About 110 of the 850 messages Reuters collected appear to meet what law professors and attorneys say is the federal threshold for prosecution. That would make them so-called true threats, generally defined as those intended to put a person in fear of death or bodily harm or to inflict severe emotional distress. In many other messages, harassers call for violence without threatening to act themselves. Arrests for threatening election workers have been rare, even in cases of true threats.
The piece has audio and screenshots. Here’s a very small sample:
Reuters makes clear that there’s a line out there between death threats and protected speech, and the majority of these are probably protected speech. But even the true threats almost never end in prosecution. The people who make them face no consequences.

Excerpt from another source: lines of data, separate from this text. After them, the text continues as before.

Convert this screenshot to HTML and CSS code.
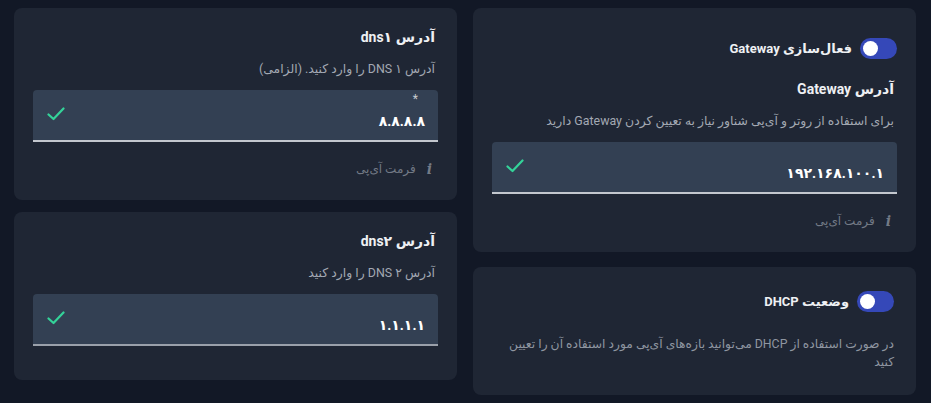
FILE: index.html
```html
<!DOCTYPE html>
<html lang="fa" dir="rtl">
<head>
  <meta charset="UTF-8">
  <title>تنظیمات شبکه</title>
  <link rel="stylesheet" href="styles.css">
</head>
<body>
<main class="grid">
  <div class="column column-right">
    <section class="card card-gateway">
      <div class="switch-row switch-row-top">
        <span class="switch"><span class="knob"></span></span>
        <span class="switch-label">فعال‌سازی Gateway</span>
      </div>
      <h3 class="card-title title-gateway">آدرس Gateway</h3>
      <p class="card-desc">برای استفاده از روتر و آی‌پی شناور نیاز به تعیین کردن Gateway دارید</p>
      <div class="field">
        <span class="field-value">۱۹۲.۱۶۸.۱۰۰.۱</span>
        <svg class="check" width="18" height="14" viewBox="0 0 18 14"><polyline points="1.5,7.5 6.5,12 16.5,1.5" /></svg>
      </div>
      <div class="hint"><span class="hint-icon">i</span><span>فرمت آی‌پی</span></div>
    </section>

    <section class="card card-dhcp">
      <div class="switch-row">
        <span class="switch"><span class="knob"></span></span>
        <span class="switch-label">وضعیت DHCP</span>
      </div>
      <p class="card-desc desc-long">در صورت استفاده از DHCP می‌توانید بازه‌های آی‌پی مورد استفاده آن را تعیین کنید</p>
    </section>
  </div>

  <div class="column column-left">
    <section class="card">
      <h3 class="card-title">آدرس dns۱</h3>
      <p class="card-desc">آدرس DNS ۱ را وارد کنید. (الزامی)</p>
      <div class="field">
        <span class="field-label">*</span>
        <span class="field-value">۸.۸.۸.۸</span>
        <svg class="check" width="18" height="14" viewBox="0 0 18 14"><polyline points="1.5,7.5 6.5,12 16.5,1.5" /></svg>
      </div>
      <div class="hint"><span class="hint-icon">i</span><span>فرمت آی‌پی</span></div>
    </section>

    <section class="card card-nohint">
      <h3 class="card-title">آدرس dns۲</h3>
      <p class="card-desc">آدرس DNS ۲ را وارد کنید</p>
      <div class="field field-dim">
        <span class="field-value">۱.۱.۱.۱</span>
        <svg class="check" width="18" height="14" viewBox="0 0 18 14"><polyline points="1.5,7.5 6.5,12 16.5,1.5" /></svg>
      </div>
    </section>
  </div>
</main>
</body>
</html>
```

FILE: styles.css
```css
html, body {
  margin: 0;
  background: #121826;
}
body {
  font-family: Roboto, "DejaVu Sans", sans-serif;
  color: #e8eaee;
  height: 403px;
  overflow: hidden;
}
.grid {
  display: grid;
  grid-template-columns: 443px 443px;
  column-gap: 16px;
  padding: 8px 15px 0 14px;
  align-items: start;
}
.column {
  display: flex;
  flex-direction: column;
}
.column-right {
  gap: 15px;
}
.column-left {
  gap: 12px;
}
.card {
  background: #1f2634;
  border-radius: 8px;
  padding: 18px 22px 20px;
}
.card-nohint {
  padding-bottom: 34px;
}
.card-title {
  margin: 0;
  font-size: 14px;
  font-weight: bold;
  line-height: 22px;
  color: #eef0f3;
}
.title-gateway {
  margin-top: 19px;
}
.card-desc {
  margin: 10px 0 0;
  font-size: 12.4px;
  line-height: 22px;
  color: #a3a9b3;
}
.desc-long {
  margin-top: 23px;
  font-size: 12.3px;
  line-height: 18px;
  color: #8f96a1;
}
.card-dhcp {
  padding-bottom: 24px;
}

/* toggle */
.switch-row {
  display: flex;
  align-items: center;
  gap: 8px;
  height: 22px;
  margin-top: 5px;
}
.switch-row-top {
  margin-top: 11px;
  margin-right: -3px;
}
.switch {
  display: flex;
  align-items: center;
  width: 37px;
  height: 21px;
  border-radius: 11px;
  background: #3548b8;
  padding: 0 3px;
  box-sizing: border-box;
  justify-content: flex-end;
}
.knob {
  width: 15px;
  height: 15px;
  border-radius: 50%;
  background: #ffffff;
}
.switch-label {
  font-size: 13px;
  font-weight: bold;
  color: #eef0f3;
}

/* input */
.field {
  position: relative;
  display: flex;
  align-items: center;
  justify-content: space-between;
  height: 52px;
  margin: 10px -3px 0;
  padding: 0 13px 0 14px;
  background: #334053;
  border-radius: 4px 4px 0 0;
  border-bottom: 2px solid #c3c7ce;
  box-sizing: border-box;
}
.field-dim {
  border-bottom-color: #9aa0aa;
}
.field-value {
  padding-top: 12px;
  font-size: 14px;
  font-weight: bold;
  letter-spacing: -0.5px;
  color: #ffffff;
  direction: ltr;
}
.field-label {
  position: absolute;
  top: 2px;
  right: 20px;
  font-size: 12px;
  color: #c9ccd2;
}
.check {
  margin-top: -2px;
}
.check polyline {
  fill: none;
  stroke: #34d399;
  stroke-width: 2.2;
  stroke-linecap: round;
  stroke-linejoin: round;
}

/* hint */
.hint {
  display: flex;
  align-items: center;
  gap: 8px;
  margin-top: 16px;
  line-height: 22px;
  font-size: 12px;
  color: #737a86;
}
.hint-icon {
  font-family: "DejaVu Serif", serif;
  font-style: italic;
  font-weight: bold;
  font-size: 14px;
  padding: 0 3px;
}
```
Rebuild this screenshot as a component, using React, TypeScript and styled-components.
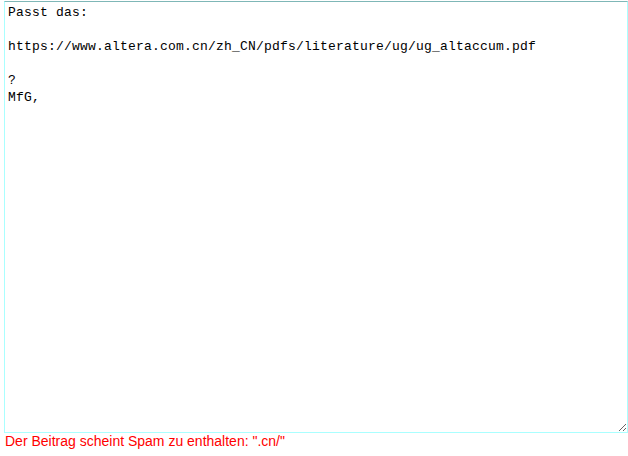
import React from 'react';
import styled, { createGlobalStyle } from 'styled-components';

const GlobalStyle = createGlobalStyle`
  html, body {
    margin: 0;
    padding: 0;
    background: #fff;
  }
`;

const Page = styled.div`
  display: flex;
  flex-direction: column;
  padding: 1px 0 0 4px;
  width: 628px;
  height: 456px;
  box-sizing: border-box;
`;

const PostBox = styled.textarea`
  box-sizing: border-box;
  width: 624px;
  height: 432px;
  margin: 0;
  padding: 2px 2px 2px 3px;
  border: 1px solid #aaffff;
  border-top-color: #7fb7b7;
  outline: none;
  resize: both;
  font-family: "Liberation Mono", "Courier New", monospace;
  font-size: 13px;
  letter-spacing: 0.2px;
  line-height: 17px;
  color: #000;
  background: #fff;
`;

const ErrorText = styled.div`
  font-family: "Liberation Sans", Arial, sans-serif;
  font-size: 14px;
  line-height: 16px;
  color: #ff0000;
  padding-left: 1px;
`;

const text = `Passt das:

https://www.altera.com.cn/zh_CN/pdfs/literature/ug/ug_altaccum.pdf

?
MfG,`;

const App: React.FC = () => {
  return (
    <Page>
      <GlobalStyle />
      <PostBox defaultValue={text} spellCheck={false} />
      <ErrorText>Der Beitrag scheint Spam zu enthalten: ".cn/"</ErrorText>
    </Page>
  );
};

export default App;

It’s important to understand that there are actually two crimes going on here. The first is making a death threat. But the second is that the purpose of that threat is the intimidation of a public official. It’s similar to the way in which murdering a witness in a trial is a more serious crime that murdering someone in a bar fight: The crime against the individual is also a crime against the public.